Его склонность видеть вещи только со своей точки зрения и подгонять действительность под свои представления плохо сказалась на переводах его стихов. Мы с Карлом понимали, что от этих переводов многое зависит, но хороши были только несколько первых, в частности, сделанные Уилбером и Апдайком. Другие – переводы Джорджа Клайна и Карла были квалифицированными, но поэтический голос не всегда в них был слышен. Иосиф желал рифмованных переводов, предпочтительно с сохранением метра; но при переводе с флективного языка на аналитический это невозможно. В России Иосиф сделал много переводов с разных языков с помощью подстрочников и считал себя специалистом.

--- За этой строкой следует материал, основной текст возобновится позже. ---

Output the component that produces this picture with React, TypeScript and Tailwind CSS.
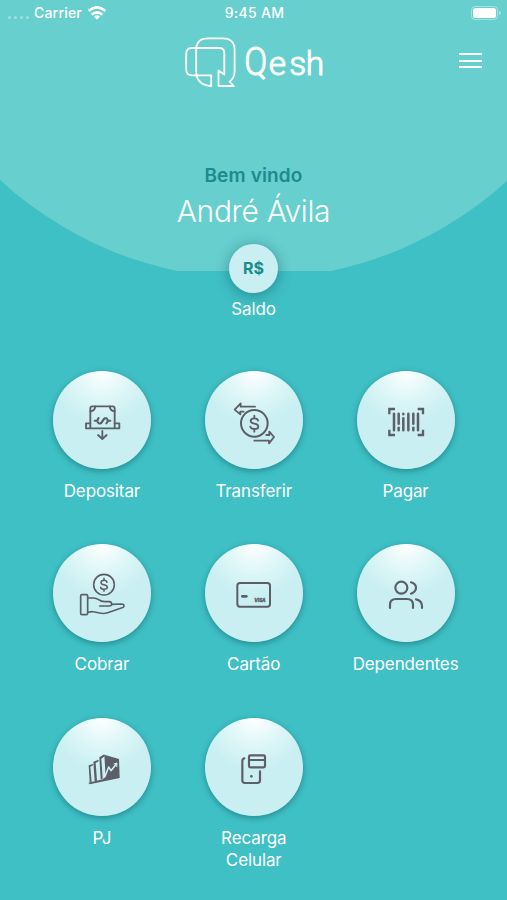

Переводческие войны тянулись долго и утомительно – по телефону, у нас за столом в Энн-Арборе, а позже в нью-йоркских кафе. Когда вспоминаю эти споры, нападает тоска. Не хотелось бы об этом писать: один раз пережито – и хватит; но поскольку от этого так сильно зависела репутация Иосифа как поэта на английском, писать приходится.
Немногие решились бы на то, чего добивался Иосиф, и мы были в большом смятении. Дерзость и уверенность сопутствовали ему на жизненном пути, но тут эти превосходные качества оказались на службе у гордыни, если не помрачения. Многие, многие поэты и литературоведы говорили Иосифу, что его стих пострадает от рифмованного перевода, что строй поэтической мысли будет искажаться в угоду рифме и т. д.
Английский язык, звучавший в голове у Иосифа, имел русскую интонацию. Американцы говорили ему, что у него очень хороший английский, но никто никогда не сказал, что у него нет акцента. (Вообще он недопонимал американскую вежливость: например, ему было невдомек, что, если человек молчит, это необязательно знак согласия.) Поселившись в Энн-Арборе, он пришел к выводу, что у американцев нет сленга. Иосиф, объясняла я ему, все мы разговариваем с тобой на нормальном английском, чтобы тебе было понятно. Если бы мы говорили на сленге, ты бы не понял, мы это знаем.